Di questi tempi religione e politica sono un’accoppiata forte e non solo negli Usa. Ma il successo non è sempre assicurato: come ha giudicato la candidatura di Giuliano Ferrara con la lista «aborto no grazie?»
«Non definirei Ferrara un cittadino cattolico quanto un non credente - o un ateo - che opera in conformità con quello che dice la Chiesa in cerca di una identificazione. Nella Storia ci sono casi di uso della politica da parte della religione e, come nel caso di Ferrara, di uso della religione da parte della politica».
Cosa pensa della possibilità di inserire le radici giudaico-cristiane nella Costituzione dell’Unione Europea?
«Insistere su questi elementi identitari non è produttivo, sono un insulto perché in Europa il cristianesimo si è formato contro l’ebraismo. Molte altre radici hanno dato connotazione al nostro continente: isolarne alcune vuol dire fare torto ad altre. Le radici cristiane sono in linea con l’idea che le nostre società si appoggiano su un fondamento morale offerto dal Cristianesimo a cui per ragioni politiche - di vita nella polis - occorre dare un ruolo privilegiato. E la laicità presuppone non l’esclusione delle fedi dalla dimensione pubblica ma un’uguale lontananza (o vicinanza) da parte dell’autorità pubblica».
Per alcuni Islam e democrazia sarebbero inconciliabili perché l’Islam non garantisce uguali diritti alle donne e alle minoranze religiose. Cristianesimo ed ebraismo sono invece più rispettosi dei diritti di tutti?
«Dal punto di vista dei principi l’ebraismo ha un approccio molto diseguale nei confronti delle donne. Recentemente nella mia famiglia abbiamo sperimentato un’unione ebraica e mi sono reso conto come siano ancora in vigore regole secondo cui il matrimonio consiste nella vendita della figlia, valutata in sicli come se fosse un cammello: la vendita è fatta a favore del marito, il contraente è la comunità ebraica e la donna è un puro oggetto. Questi sono ovviamente i rituali, la realtà è del tutto cambiata. Ma è un esempio significativo di come il mondo ebraico si sia ben assimilato entrando in contatto con la civiltà cristiana dove la donna, con molta fatica, è emersa come soggetto paritario. Quello che possiamo auspicare per l’Islam in Europa è che, grazie a spinte e rivendicazioni interne, si mettano in atto i cambiamenti che nel Cristianesimo hanno richiesto secoli».

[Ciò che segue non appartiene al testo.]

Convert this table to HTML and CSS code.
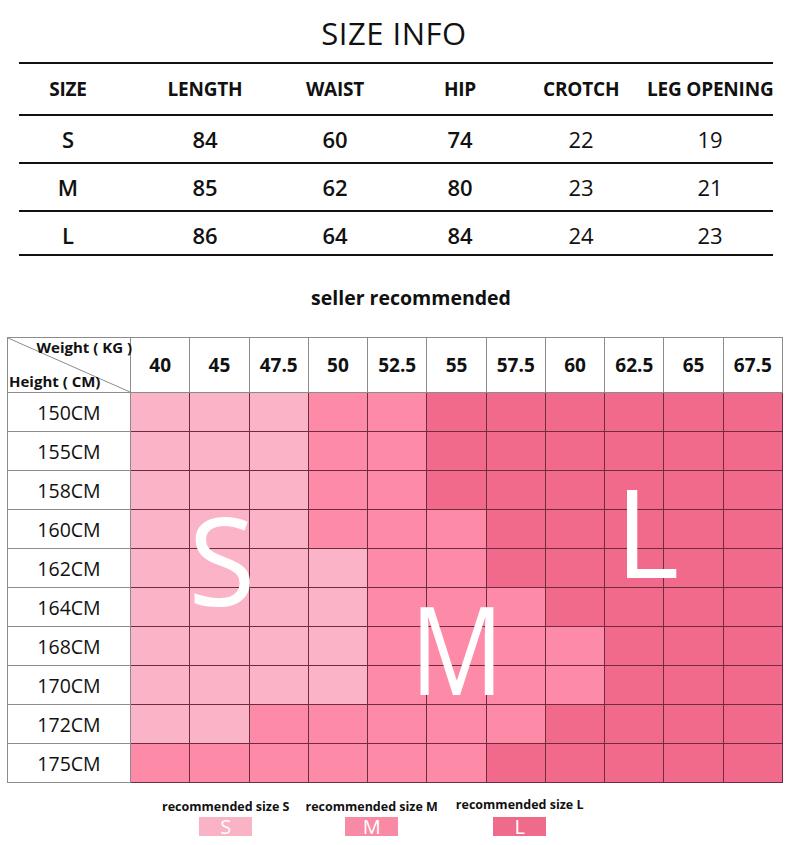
FILE: index.html
```html
<!DOCTYPE html>
<html>
<head>
<meta charset="utf-8">
<title>Size Info</title>
<link rel="stylesheet" href="styles.css">
</head>
<body>
<div class="page">
  <h1 class="title">SIZE INFO</h1>
  <div class="size-table">
    <div class="row head"><span>SIZE</span><span>LENGTH</span><span>WAIST</span><span>HIP</span><span>CROTCH</span><span>LEG OPENING</span></div>
    <div class="row"><span class="v1">S</span><span class="v1">84</span><span class="v1">60</span><span class="v1">74</span><span class="v2">22</span><span class="v2">19</span></div>
    <div class="row"><span class="v1">M</span><span class="v1">85</span><span class="v1">62</span><span class="v1">80</span><span class="v2">23</span><span class="v2">21</span></div>
    <div class="row last"><span class="v1">L</span><span class="v1">86</span><span class="v1">64</span><span class="v1">84</span><span class="v2">24</span><span class="v2">23</span></div>
  </div>

  <p class="seller">seller recommended</p>

  <div class="chart">
    <div class="corner">
      <svg class="diag" viewBox="0 0 100 100" preserveAspectRatio="none"><line x1="0" y1="0" x2="100" y2="100" stroke="#8c8c8c" stroke-width="1" vector-effect="non-scaling-stroke"/></svg>
      <span class="wt">Weight ( KG )</span>
      <span class="ht">Height ( CM)</span>
    </div>
    <div class="hd">40</div><div class="hd">45</div><div class="hd">47.5</div><div class="hd">50</div><div class="hd">52.5</div><div class="hd">55</div><div class="hd">57.5</div><div class="hd">60</div><div class="hd">62.5</div><div class="hd">65</div><div class="hd">67.5</div>

    <div class="lab">150CM</div><div class="c s"></div><div class="c s"></div><div class="c s"></div><div class="c m"></div><div class="c m"></div><div class="c l"></div><div class="c l"></div><div class="c l"></div><div class="c l"></div><div class="c l"></div><div class="c l"></div>
    <div class="lab">155CM</div><div class="c s"></div><div class="c s"></div><div class="c s"></div><div class="c m"></div><div class="c m"></div><div class="c l"></div><div class="c l"></div><div class="c l"></div><div class="c l"></div><div class="c l"></div><div class="c l"></div>
    <div class="lab">158CM</div><div class="c s"></div><div class="c s"></div><div class="c s"></div><div class="c m"></div><div class="c m"></div><div class="c l"></div><div class="c l"></div><div class="c l"></div><div class="c l"></div><div class="c l"></div><div class="c l"></div>
    <div class="lab">160CM</div><div class="c s"></div><div class="c s"></div><div class="c s"></div><div class="c m"></div><div class="c m"></div><div class="c m"></div><div class="c l"></div><div class="c l"></div><div class="c l"></div><div class="c l"></div><div class="c l"></div>
    <div class="lab">162CM</div><div class="c s"></div><div class="c s"></div><div class="c s"></div><div class="c s"></div><div class="c m"></div><div class="c m"></div><div class="c l"></div><div class="c l"></div><div class="c l"></div><div class="c l"></div><div class="c l"></div>
    <div class="lab">164CM</div><div class="c s"></div><div class="c s"></div><div class="c s"></div><div class="c s"></div><div class="c m"></div><div class="c m"></div><div class="c m"></div><div class="c l"></div><div class="c l"></div><div class="c l"></div><div class="c l"></div>
    <div class="lab">168CM</div><div class="c s"></div><div class="c s"></div><div class="c s"></div><div class="c s"></div><div class="c m"></div><div class="c m"></div><div class="c m"></div><div class="c m"></div><div class="c l"></div><div class="c l"></div><div class="c l"></div>
    <div class="lab">170CM</div><div class="c s"></div><div class="c s"></div><div class="c s"></div><div class="c s"></div><div class="c m"></div><div class="c m"></div><div class="c m"></div><div class="c m"></div><div class="c l"></div><div class="c l"></div><div class="c l"></div>
    <div class="lab">172CM</div><div class="c s"></div><div class="c s"></div><div class="c m"></div><div class="c m"></div><div class="c m"></div><div class="c m"></div><div class="c m"></div><div class="c l"></div><div class="c l"></div><div class="c l"></div><div class="c l"></div>
    <div class="lab">175CM</div><div class="c m"></div><div class="c m"></div><div class="c m"></div><div class="c m"></div><div class="c m"></div><div class="c m"></div><div class="c l"></div><div class="c l"></div><div class="c l"></div><div class="c l"></div><div class="c l"></div>

    <span class="big big-s">S</span>
    <span class="big big-m">M</span>
    <span class="big big-l">L</span>
  </div>

  <div class="legend">
    <div class="item">
      <span class="lg-label">recommended size S</span>
      <span class="swatch sw-s">S</span>
    </div>
    <div class="item item-m">
      <span class="lg-label">recommended size M</span>
      <span class="swatch sw-m">M</span>
    </div>
    <div class="item item-l">
      <span class="lg-label">recommended size L</span>
      <span class="swatch sw-l">L</span>
    </div>
  </div>
</div>
</body>
</html>
```
FILE: styles.css
```css
body {
  margin: 0;
  background: #fff;
  font-family: "Open Sans", "Noto Sans", sans-serif;
  color: #111;
}

.page {
  width: 788px;
  padding-top: 13px;
}

.title {
  margin: 0;
  font-size: 31px;
  font-weight: 400;
  line-height: 40px;
  text-align: center;
  letter-spacing: 0.5px;
}

/* ---- size table ---- */
.size-table {
  margin: 9px 0 0 19px;
  width: 754px;
  border-top: 2px solid #111;
}

.row {
  display: grid;
  grid-template-columns: 98px 176px 84px 166px 76px 154px;
  align-items: center;
  height: 46px;
  border-bottom: 2px solid #111;
  font-size: 22px;
}

.row > span {
  text-align: center;
  white-space: nowrap;
}

.row > span:last-child {
  padding-left: 28px;
}

.row.head {
  height: 50px;
  font-size: 19px;
  font-weight: 700;
  letter-spacing: -0.2px;
}

.row.last {
  height: 42px;
}

.row.last > span {
  position: relative;
  top: 2px;
}

.v1 { font-weight: 600; }
.v2 { font-weight: 400; }

/* ---- seller ---- */
.seller {
  margin: 30px 0 0;
  padding-left: 34px;
  text-align: center;
  font-size: 19.5px;
  font-weight: 700;
  line-height: 24px;
}

/* ---- chart ---- */
.chart {
  position: relative;
  margin: 27px 0 0 7px;
  width: 776px;
  box-sizing: border-box;
  border-top: 1px solid #8c8c8c;
  border-left: 1px solid #8c8c8c;
  display: grid;
  grid-template-columns: 123px repeat(11, 1fr);
  grid-template-rows: 55px repeat(10, 39px);
}

.chart > div {
  box-sizing: border-box;
  border-right: 1px solid #8c8c8c;
  border-bottom: 1px solid #8c8c8c;
}

.corner {
  position: relative;
}

.diag {
  position: absolute;
  left: 0;
  top: 0;
  width: 100%;
  height: 100%;
}

.wt, .ht {
  position: absolute;
  font-size: 15px;
  font-weight: 700;
  line-height: 18px;
  white-space: nowrap;
}

.wt { right: -2px; top: 0; }
.ht { left: 1px; bottom: 2px; }

.hd {
  display: flex;
  align-items: center;
  justify-content: center;
  font-size: 19px;
  font-weight: 700;
}

.lab {
  display: flex;
  align-items: center;
  justify-content: center;
  font-size: 19.5px;
  font-weight: 400;
}

.chart > .c {
  border-color: #6e2c40;
}

.s { background: #fab3c7; }
.m { background: #fd8aa7; }
.l { background: #f26a8b; }

.big {
  position: absolute;
  color: #fff;
  font-weight: 400;
  font-size: 123px;
  line-height: 1;
  width: 120px;
  text-align: center;
}

.big-s { left: 154px; top: 159px; }
.big-m { left: 389px; top: 248px; transform: scaleX(0.84); }
.big-l { left: 607px; top: 131px; text-align: left; }

/* ---- legend ---- */
.legend {
  display: flex;
  align-items: flex-start;
  margin-top: 16px;
  padding-left: 162px;
}

.item {
  display: flex;
  flex-direction: column;
  align-items: center;
}

.item-m { margin-left: 16px; }
.item-l { margin-left: 18px; margin-top: -2px; }
.item-l .swatch { margin-top: 4px; }

.lg-label {
  font-size: 12.5px;
  font-weight: 700;
  line-height: 16px;
  white-space: nowrap;
}

.swatch {
  width: 53px;
  height: 19px;
  margin-top: 2px;
  color: #fff;
  font-size: 20px;
  line-height: 19px;
  text-align: center;
}

.sw-s { background: #f9b3c5; }
.sw-m { background: #f98aa5; }
.sw-l { background: #ef6b8b; }
```
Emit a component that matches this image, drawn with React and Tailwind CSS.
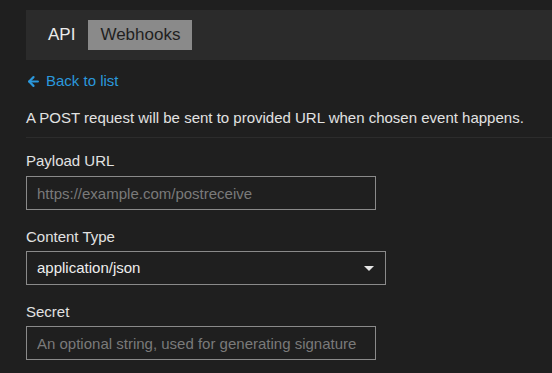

L’Islam è ormai in Europa: come si può affrontare il problema dell’immigrazione?
«Integrarsi in una società maggioritaria vuol dire adeguarsi. L’integrazione potrebbe avere senso se i gruppi fossero - per forza, numero e cultura - equivalenti, nel qual caso il risultato sarebbe qualcosa di nuovo a cui tutti hanno contribuito. Ma questo non può avvenire in una società consolidata come la nostra e la soluzione è l’interazione intesa come riconoscimento delle diversità: viviamo insieme e ognuno può fecondare l’altro nel massimo rispetto reciproco».
A quali condizioni?
«Rifiutando la violenza tra le diverse comunità e al loro interno. E qui dobbiamo porci degli interrogativi: la poligamia porta con sé una forma di violenza? E il velo? È un’imposizione o un segno di appartenenza e quindi una valorizzazione? Che cosa sia violenza è dunque da discutere, tenendo presente che la violenza in un contesto può non essere tale altrove».
Quale soluzione si può trovare alla sottomissione della donna all’uomo, sancita da una lettura radicale dell’Islam?
«Per superare le forme di oppressione non bisogna pensare a soluzioni giuridiche ma mettere a disposizione delle immigrate i mezzi culturali con cui possano trovare la forza per modificare i rapporti. Sono processi lunghi e le scorciatoie vanno evitate perché rischiano di creare ulteriore violenza».